A similar logic applies to payments. Apple’s 30% commission on App Store sales and in-app purchase provide a nice revenue source for Apple (one that incentivizes them to lower initial prices for hardware, by the way), but that percentage, which is standard in the platform market, is irrelevant to the importance of presenting the consumer with a good payment user experience. Even if Apple charged a 0% commission for payments, it would still insist on the use of its payment system on its devices because its rules enforce pro-consumer behavior.
Consider an in-app subscription. Per Apple’s rules, you can easily cancel your subscription any time with a few clicks in a central location. The developer won’t know your subscription is running out until the moment your paid-up time expires. The developer can’t make it hard for you to cancel the subscription. The developer doesn’t have your billing information and can’t accidentally renew your subscription. If you have a problem with the subscription, or even if you forget to cancel, you can complain to Apple and get your money back.
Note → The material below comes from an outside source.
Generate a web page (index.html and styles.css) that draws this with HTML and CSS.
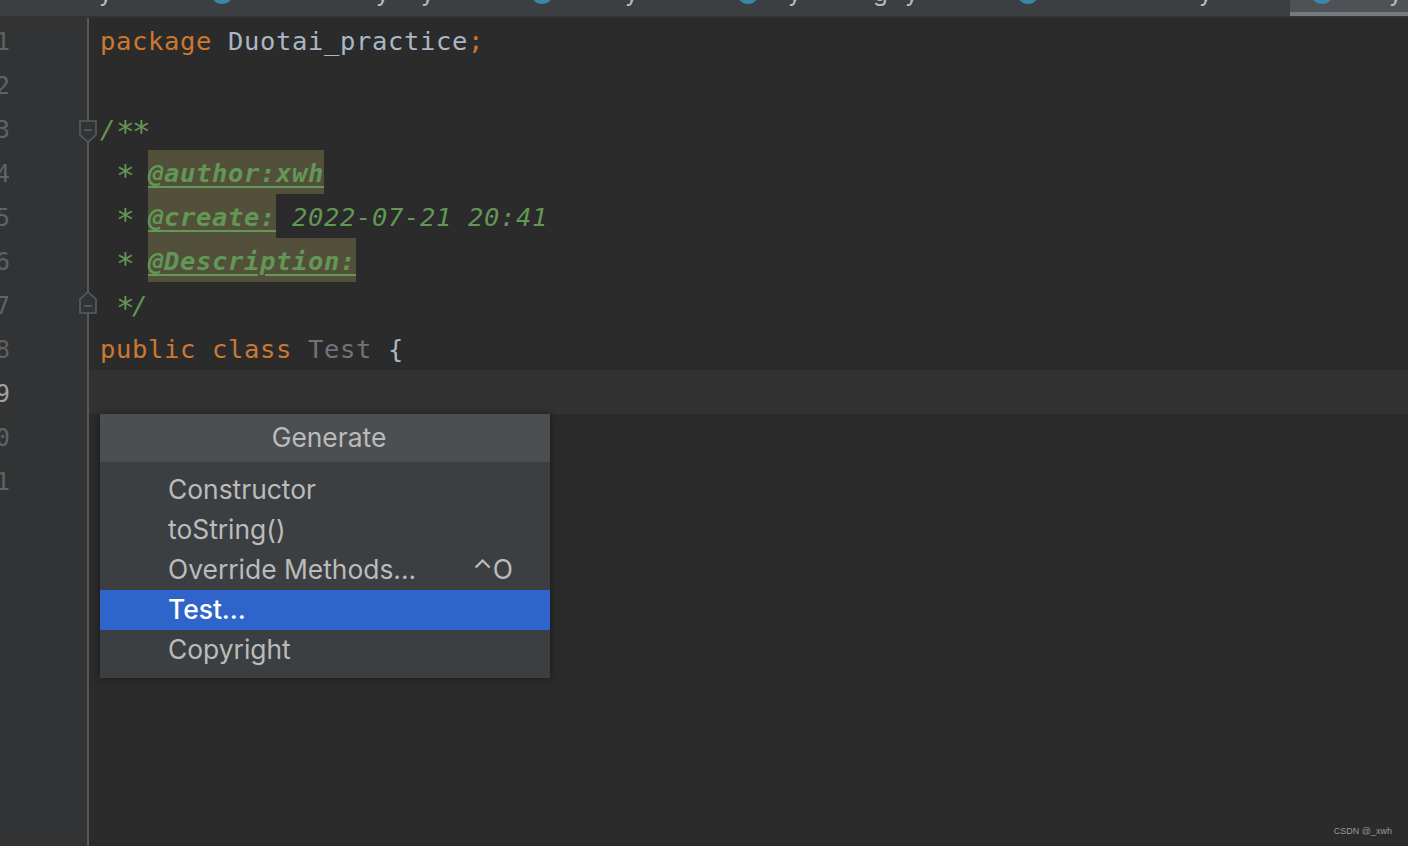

The pro-consumer behavior enforced by Apple’s in-app subscription rules increases trust in the entire system. A small developer in Belarus or Nigeria can submit an application to the App Store and receive global subscription revenue that would never be possible if he were soliciting credit card information. If something goes wrong with payments to the Belarussian developer, consumers know who to blame: Apple. This fact makes the market for in-app payments much bigger than it would be in the absence of strict App Store rules. This increase in the market for in-app payments means better outcomes for developers, not just consumers.
Not everyone is happy, but that doesn’t mean Apple is wrong
Apple’s App Store policies, then, enforce an environment that protects the user experience and promotes trust in on-platform commerce. But not everyone wants this environment. Developers who are big enough to have earned consumer trust independently — large developers like Epic and Spotify — are seeking the ability to work around App Store rules. Because so many consumers already trust them, they don’t feel they need to leverage the trust built by Apple’s App Store policies.
These large developers may be right that their revenues would be higher without Apple’s cut of the transaction. But this is a simple business dispute between large companies that doesn’t undermine the fact that, in general, Apple’s policies benefit consumers and most developers, especially the smallest developers. There is no reason for courts or policymakers to get involved.
To be sure, there is nothing that guarantees that Apple will always get each of its thousands of App Store policies exactly right. But the proof of the pudding is in the eating. Apple’s products are popular if not dominant, and they are universally considered premium devices. Apple has ridden its pro-consumer vertical integration strategy to become the most valuable company in the world. If users don’t like Apple’s close control of the ecosystem, they can switch to Android, Windows, or Linux devices. And if developers don’t like it, they can pursue constructive conversations with Apple or leave to develop for those other systems.